- Born: 1996 (age 29–30) Kenya
- Citizenship: Kenya
- Education: Greenfield International School (High School Diploma) Riara University (Bachelor of Laws)
- Occupations: Lawyer, businesswoman, jeweler
- Years active: 2016–present

= Theresia Kyalo =

Kenyan lawyer, jewellery designer and businesswoman

Theresia Kyalo, is a Kenyan lawyer, businesswoman, jewellery designer and multidisciplinary artist, who was signed by Beyoncé Knowles on the pop artist's directory of Black Owned Businesses in July 2020.

==Background and education==
She was born in Kenya circa 1996. She attended Greenfield Community School, in Dubai, United Arab Emirates, where she graduated with a High School Diploma. She then returned to Kenya and enrolled at Riara University in Nairobi, graduating with a Bachelor of Laws degree in 2020.

==Career==
Theresia studied law but her work in entirely in art and jewellery. She works with diverse media and mediums, including textile, paper, film, brass and metal. She often collaborates with other artists in her work. She exhibits her work in physical shows and in digital forums in video and photograph format.

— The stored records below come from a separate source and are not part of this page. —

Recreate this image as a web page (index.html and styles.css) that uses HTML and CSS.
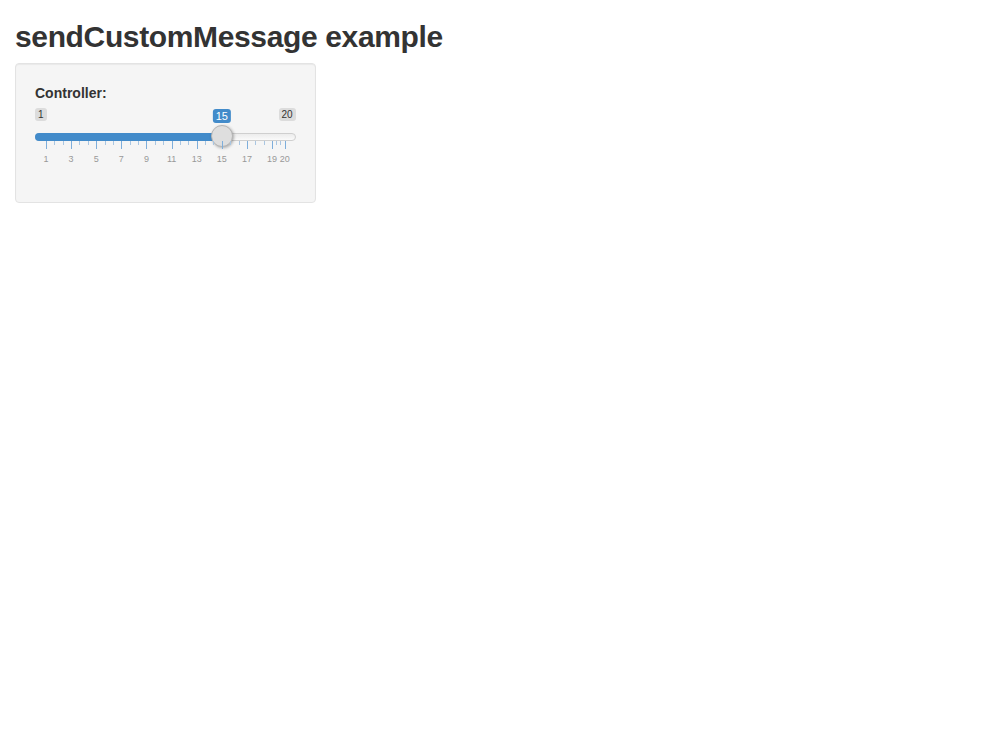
FILE: index.html
```html
<!DOCTYPE html>
<html>
<head>
<meta charset="utf-8">
<title>sendCustomMessage example</title>
<link rel="stylesheet" href="styles.css">
</head>
<body>
<div class="container">
  <h2 class="title">sendCustomMessage example</h2>
  <div class="row">
    <div class="sidebar">
      <div class="well">
        <div class="form-group">
          <label class="control-label">Controller:</label>
          <div class="irs">
            <div class="irs-labels">
              <span class="irs-min">1</span>
              <span class="irs-max">20</span>
            </div>
            <div class="irs-track">
              <div class="irs-line"></div>
              <div class="irs-bar" style="width: 71.6%"></div>
              <div class="irs-area">
                <div class="irs-single" style="left: 73.68%">15</div>
                <div class="irs-slider" style="left: 73.68%"></div>
              </div>
            </div>
            <div class="irs-grid">
              <span class="pol" style="left:0%"></span>
              <span class="pol small" style="left:3.509%"></span>
              <span class="pol small" style="left:7.018%"></span>
              <span class="pol" style="left:10.526%"></span>
              <span class="pol small" style="left:14.035%"></span>
              <span class="pol small" style="left:17.544%"></span>
              <span class="pol" style="left:21.053%"></span>
              <span class="pol small" style="left:24.561%"></span>
              <span class="pol small" style="left:28.070%"></span>
              <span class="pol" style="left:31.579%"></span>
              <span class="pol small" style="left:35.088%"></span>
              <span class="pol small" style="left:38.596%"></span>
              <span class="pol" style="left:42.105%"></span>
              <span class="pol small" style="left:45.614%"></span>
              <span class="pol small" style="left:49.123%"></span>
              <span class="pol" style="left:52.632%"></span>
              <span class="pol small" style="left:56.140%"></span>
              <span class="pol small" style="left:59.649%"></span>
              <span class="pol" style="left:63.158%"></span>
              <span class="pol small" style="left:66.667%"></span>
              <span class="pol small" style="left:70.175%"></span>
              <span class="pol" style="left:73.684%"></span>
              <span class="pol small" style="left:77.193%"></span>
              <span class="pol small" style="left:80.702%"></span>
              <span class="pol" style="left:84.211%"></span>
              <span class="pol small" style="left:87.719%"></span>
              <span class="pol small" style="left:91.228%"></span>
              <span class="pol" style="left:94.737%"></span>
              <span class="pol small" style="left:96.491%"></span>
              <span class="pol small" style="left:98.246%"></span>
              <span class="pol" style="left:100%"></span>
              <span class="txt" style="left:0%">1</span>
              <span class="txt" style="left:10.526%">3</span>
              <span class="txt" style="left:21.053%">5</span>
              <span class="txt" style="left:31.579%">7</span>
              <span class="txt" style="left:42.105%">9</span>
              <span class="txt" style="left:52.632%">11</span>
              <span class="txt" style="left:63.158%">13</span>
              <span class="txt" style="left:73.684%">15</span>
              <span class="txt" style="left:84.211%">17</span>
              <span class="txt" style="left:94.737%">19</span>
              <span class="txt" style="left:100%">20</span>
            </div>
          </div>
        </div>
      </div>
    </div>
  </div>
</div>
</body>
</html>
```
FILE: styles.css
```css
html, body {
  margin: 0;
  padding: 0;
  background: #fff;
}
body {
  font-family: "Liberation Sans", Arial, Helvetica, sans-serif;
  font-size: 14px;
  line-height: 20px;
  color: #333;
}
.container {
  padding: 0 15px;
}
.title {
  margin: 20px 0 10px;
  font-size: 30px;
  line-height: 33px;
  font-weight: bold;
  letter-spacing: -0.36px;
  color: #333;
}
.row {
  display: flex;
  margin: 0 -15px;
}
.sidebar {
  width: 33.3333%;
  padding: 0 15px;
  box-sizing: border-box;
}
.well {
  background: #f5f5f5;
  border: 1px solid #e3e3e3;
  border-radius: 4px;
  box-shadow: inset 0 1px 1px rgba(0,0,0,0.05);
  padding: 19px;
  min-height: 20px;
}
.form-group {
  display: flex;
  flex-direction: column;
}
.control-label {
  font-weight: bold;
  font-size: 14px;
  line-height: 20px;
  margin-bottom: 5px;
}
.irs {
  position: relative;
  height: 75px;
  font-family: "Liberation Sans", Arial, Helvetica, sans-serif;
}
.irs-labels {
  display: flex;
  justify-content: space-between;
  height: 25px;
}
.irs-min, .irs-max {
  align-self: flex-start;
  font-size: 10px;
  line-height: 13px;
  padding: 0 3px;
  background: rgba(0,0,0,0.1);
  border-radius: 3px;
  color: #333;
}
.irs-track {
  position: relative;
  height: 8px;
}
.irs-line {
  position: absolute;
  inset: 0;
  box-sizing: border-box;
  border: 1px solid #cfcfcf;
  background: linear-gradient(#ececec, #fafafa);
  border-radius: 16px;
}
.irs-bar {
  position: absolute;
  left: 0;
  top: 0;
  height: 8px;
  background: #428bca;
  border-radius: 16px 0 0 16px;
}
.irs-area {
  position: absolute;
  left: 11px;
  right: 11px;
  top: 0;
  bottom: 0;
}
.irs-slider {
  position: absolute;
  top: -8px;
  width: 22px;
  height: 22px;
  margin-left: -11px;
  box-sizing: border-box;
  background: #dedede;
  border: 1px solid #b5b5b5;
  border-radius: 50%;
  box-shadow: 1px 1px 3px rgba(0,0,0,0.3);
}
.irs-single {
  position: absolute;
  top: -24px;
  transform: translateX(-50%);
  font-size: 11px;
  line-height: 14px;
  padding: 0 3px;
  background: #428bca;
  color: #fff;
  border-radius: 3px;
}
.irs-grid {
  position: relative;
  margin: 0 11px;
  height: 27px;
}
.pol {
  position: absolute;
  top: 0;
  width: 1px;
  height: 8px;
  background: #7eaedb;
}
.pol.small {
  height: 4px;
  background: #a9c6e2;
}
.txt {
  position: absolute;
  top: 14px;
  transform: translateX(-50%);
  font-size: 9px;
  line-height: 9px;
  color: #999;
  white-space: nowrap;
}
```
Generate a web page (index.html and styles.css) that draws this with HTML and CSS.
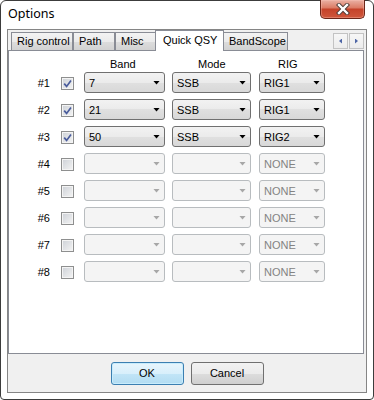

She started experimenting with art in 2016, while still in law school. Beginning with line drawings, she progressed to other forms of art and mediums. Her work spans textile, metal, paper and film. Her art is self-taught. Recent collaborations have included with established brands, Adele Dejak and Love Studio. In 2019, she exhibited in 7 Days in November event, where she also ran workshops.

Her jewellery design pieces are intended to be worn by both women and men. She works with many metals, but mainly with brass, thus ensuring affordability of her work to the general public.